The heroes are those brave and honorable 133 House Republicans who stood on principle, up to enormous pressure and scathing criticism and voted against the monstrous attempt by government to socialize yet another portion of America.

Public enemy number one is Henry Paulson and his astonishing attempt to rewrite the Constitution by taking the revenue powers of the House and reassigning them to Treasury. Paulson is a creature of Wall Street, having made millions. Strike One. He learned his politics from Richard Nixon. Strike Two. He went to an Ivy League school. Strike Three.

Other villains include the ethically-challenged Barney Frank and the Mensa-challenged Nancy Pelosi. But they are collectivists and we really can’t blame them. We can be disappointed however, with some Republicans who faltered in the face of pressure from the elites.

Disappointments are John Boehner and Eric Cantor who conservatives had hoped would lead this charge.

President Bush? He’s simply not a factor, having been given bad advice for years and having been pummeled---often unfairly---by ultra-partisans of the left. He looks tired, haggard, like a man who is biding his time until he can go back to Crawford.

John McCain has misplayed this issue but he still has time to recover, if he ignores the bleating of K Street and Wall Street and refuses to be a part of this sham. Obama’s plan is obvious. He will steer clear of the bill, vote for it if it looks like it will pass, but then rail against it and drop rocks on it from an overpass like any other juvenile delinquent.

Several of the heroes and heroines who come to mind including my old friends, Duncan Hunter, Connie Mack and Scott Garrett. Other included Marsha Blackburn, Marilyn Musgrave and Michelle Bachmann, whose true beauty lies in their integrity and intellect.

Other heroes are the stalwarts of talk radio---Rush Limbaugh, Laura Ingraham, Mark Levin and Sean Hannity, who as conduits from the people to Washington, performed a vital service for the American citizenry and conservatives in Congress.

Each remembers the refrain of Reagan: “No arsenal is so formidable as the will and moral courage of free men and women.”

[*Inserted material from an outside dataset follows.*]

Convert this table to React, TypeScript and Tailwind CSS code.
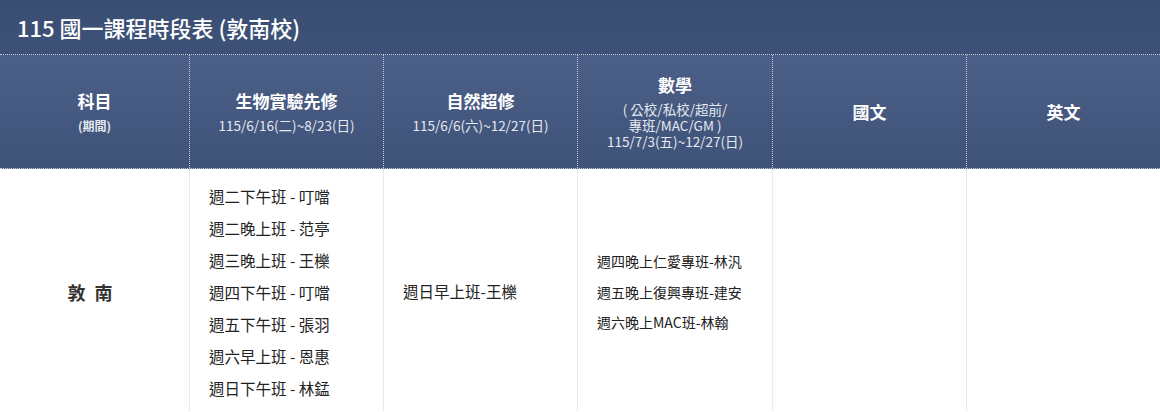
import React from "react";

const font = { fontFamily: '"Noto Sans CJK TC", "Noto Sans", sans-serif' };

export default function App() {
  const bio = [
    "週二下午班 - 叮噹",
    "週二晚上班 - 范亭",
    "週三晚上班 - 王櫟",
    "週四下午班 - 叮噹",
    "週五下午班 - 張羽",
    "週六早上班 - 恩惠",
    "週日下午班 - 林錳",
  ];
  const math = ["週四晚上仁愛專班-林汎", "週五晚上復興專班-建安", "週六晚上MAC班-林翰"];
  const hcell =
    "flex flex-col items-center justify-center text-center text-white border-r border-dotted border-[#c6ccd6]";
  const bcell = "border-r border-dotted border-[#d6d6d6]";
  return (
    <div className="w-[1160px] h-[412px] overflow-hidden bg-white" style={font}>
      <div className="h-[54px] bg-gradient-to-b from-[#3a4d72] to-[#3e5278] flex items-center pl-[17px] text-white text-[22px] font-medium">
        115 國一課程時段表 (敦南校)
      </div>
      <div className="grid grid-cols-[190px_194px_194px_195px_194px_1fr] h-[115px] border-t border-b border-dotted border-[#c6ccd6] bg-gradient-to-b from-[#4b5f88] to-[#3f5379]">
        <div className={hcell}>
          <div className="text-[17px] font-bold leading-[22px]">科目</div>
          <div className="text-[12px] font-bold leading-[17px] mt-[5px] text-[#e4e8ef]">(期間)</div>
        </div>
        <div className={hcell}>
          <div className="text-[17px] font-bold leading-[22px]">生物實驗先修</div>
          <div className="text-[13.5px] leading-[17px] mt-[5px] text-[#e4e8ef]">115/6/16(二)~8/23(日)</div>
        </div>
        <div className={hcell}>
          <div className="text-[17px] font-bold leading-[22px]">自然超修</div>
          <div className="text-[13.5px] leading-[17px] mt-[5px] text-[#e4e8ef]">115/6/6(六)~12/27(日)</div>
        </div>
        <div className={hcell}>
          <div className="text-[17px] font-bold leading-[22px]">數學</div>
          <div className="text-[13.5px] leading-[16px] mt-[5px] text-[#e4e8ef] flex flex-col items-center">
            <span className="block">( 公校/私校/超前/</span>
            <span className="block">專班/MAC/GM )</span>
            <span className="block">115/7/3(五)~12/27(日)</span>
          </div>
        </div>
        <div className={hcell}>
          <div className="text-[17px] font-bold leading-[22px]">國文</div>
        </div>
        <div className={hcell + " border-r-0"}>
          <div className="text-[17px] font-bold leading-[22px]">英文</div>
        </div>
      </div>
      <div className="grid grid-cols-[190px_194px_194px_195px_194px_1fr] h-[246px] text-[#222]">
        <div className={bcell + " flex items-center justify-center text-[18px] font-bold tracking-[9px] text-[#333]"}>
          敦南
        </div>
        <div className={bcell + " flex flex-col justify-center pl-[19px] text-[15.5px]"}>
          {bio.map((t) => (
            <div key={t} className="leading-[32px]">
              {t}
            </div>
          ))}
        </div>
        <div className={bcell + " flex items-center pl-[19px] text-[15.5px]"}>週日早上班-王櫟</div>
        <div className={bcell + " flex flex-col justify-center pl-[19px] text-[14px]"}>
          {math.map((t) => (
            <div key={t} className="leading-[30.5px]">
              {t}
            </div>
          ))}
        </div>
        <div className={bcell}></div>
        <div></div>
      </div>
    </div>
  );
}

The Founders wanted the House to be the safeguard of the people over that of the elites. Yesterday, the House---helped by conservative talk radio---lived up to the promise of the Founding Fathers. The Founders knew the wisdom lay in the many everyday people and not the few elites.

In the next two days, conservatives need to get on the high road and not make this about whether Nancy Pelosi is a mean b----- (that goes without saying) but instead formulate their own proposal that protects the American worker who supports this government---a plan that protects the productive members of society---not those who have abused it---both the elites at the top and the predatory borrowers at the bottom.

Predictably, they will be tagged with the “greed” smear but indeed, if anyone can be accused of greed, it is those who want the filthy hand of government to pick the pockets of everyday Americans to insure that no stock trader is left behind.

The elites are almost always wrong. They were wrong about Julius and Ethel Rosenberg. They were wrong about the Soviet threat. They were wrong about Pol Pot and the Khermer Rouge. They were wrong about Ho Ch Min. They are wrong about public education, they are wrong about freedom and they are wrong about this bailout.

In all likelihood, they will lose in the end. But they will not lose their principles and as my friend Richard Viguerie correctly calls this a “Panama Canal moment” they may well be laying the groundwork for a resurgent and revived conservative movement.